No you bill is only going up $3. The HD pack for Americas Everything subscribers is not going up.
Thanks for the clarification Scott. I was either going to drop programming to compensate for the increase or look harder at D*. :up
No you bill is only going up $3. The HD pack for Americas Everything subscribers is not going up.
Probably because Dish no longer sells/leases it ? A customer who needs a single-tuner SD DVR today will get a 510, right ?Interesting that the 501 & 508 are not listed on the renamings list.
Dish is just implementing the "pop" business strategy of the past few years. When revenue drops, instead of lowering prices to sell more, raise them to sell less at a higher rate and hopefully with an increase in revenue. Just look at beer or Pepsi/Coke. U.S. gallon consumption has been falling for both for several years, so what has been the response from the vendor, keep raising the price to recapture that lost revenue. That's why a 12-pack of Pepsi/Coke is being retailed now at $6, when it was less than $3 less than 3 years ago. And all the beer majors (at least here in metro-Denver) implemented a 20% price increase this fall (as confirmed by the owners of my local liquor store).
I'm beginning to think that this economic downturn may be much worse than that of the early 1980s because prices are continuing to climb on many products and services and those prices that shot up dramatically last summer (e.g., food products, airfares), ostensibly because of higher fuel costs, have not come down with the dramatic drop in fuel costs this fall. While consumers are tapped-out and many are losing their jobs, the real cost of living continues to rise. This sets the scene for the largest split of rich and poor in the U.S. since the Great Depression. I think a large segment of folks will be permanently pushed down out of the economic middle class by the coming economic collapse.
The only way I see this being fixed is if a la carte programming is forced in by the FCC. . . .
A la carte would end all that. You would pay a base fee to your provider and then add on packages for each channel group you wanted. Those channel groups would be forced to compete on content and price as seen by the consumer. The channel providers would be free to raise their prices all they wanted, but their watchers would pay the price, not every sub to a system that may never tune in their channel.
Innovation by obfuscation. Confuse the bejeebus out of the customers so they can't figure out what's really going on. Another in a continuing string of dissapointments.

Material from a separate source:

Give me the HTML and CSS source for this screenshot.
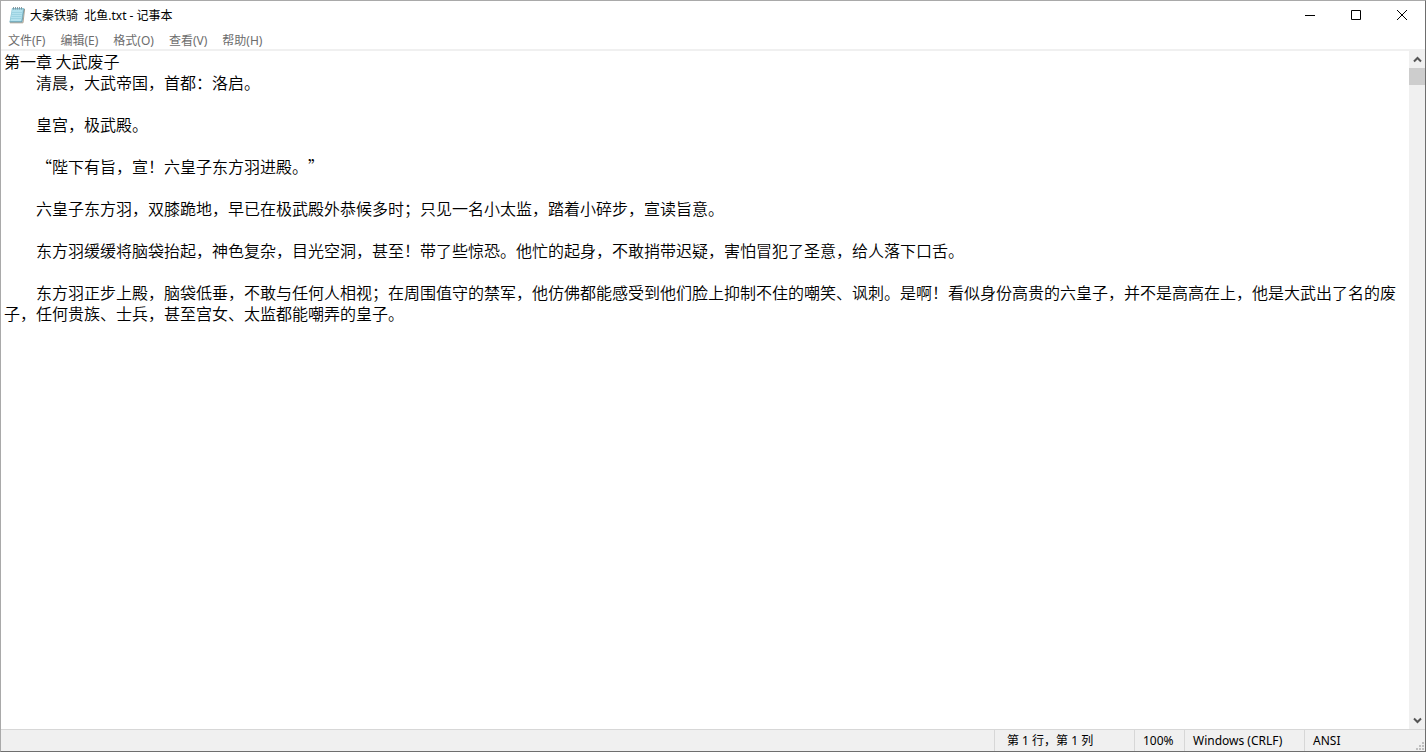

That's why 'a la carte' won't work and if forced, will not be the great option people think it will be. Currently, a network can base their price to a carrier based on the number of subscribers and "discount" the price. With 'a la carte', the initial price will be rather high.Imagine how much the local network stations will want then for their channels. When ala carte happens, you can look forward to paying at least 3-10 times as much for those network stations since that is probably what most people watch especially for their news during the evening.
That's why 'a la carte' won't work and if forced, will not be the great option people think it will be. Currently, a network can base their price to a carrier based on the number of subscribers and "discount" the price. With 'a la carte', the initial price will be rather high.
DING! DING! DING! We have a winner! We'll end up paying more and getting less.
Sounds like what a dish customer might be saying...If there bill is going to go up $10.00
DING! DING! DING! We have a winner! We'll end up paying more and getting less.
Yes, but with less channels. There will be plenty of bandwidth to go around. I can see even the SD channels looking good.
Wait a cotton-pickin' minute. A la carte is NOT adding "packages" for each "channel group"! A la carte should mean you add just the individual channels you want. I signed up for Dish before they actually started service, and my first Dish programming package was called "Dish Picks - 10 for 10". I had my choice of (almost) any 10 channels for $10. It later became 10 for $15, then it was eliminated when Dish adopted the tier pricing model used by cable companies. I loved it when I had it. If you can't pick ONLY the channels you want, it's not really a la carte. The sports channels are so much more expensive than anything else that they'd have to charge more for them, but I'd gladly pay $30.00 a month for my pick of ANY 10 non-premium, non-sports channels in HD. I probably don't even watch 10 different channels now, but I'll not pay an extra $30 a month just to get the one channel I want in an upper tier.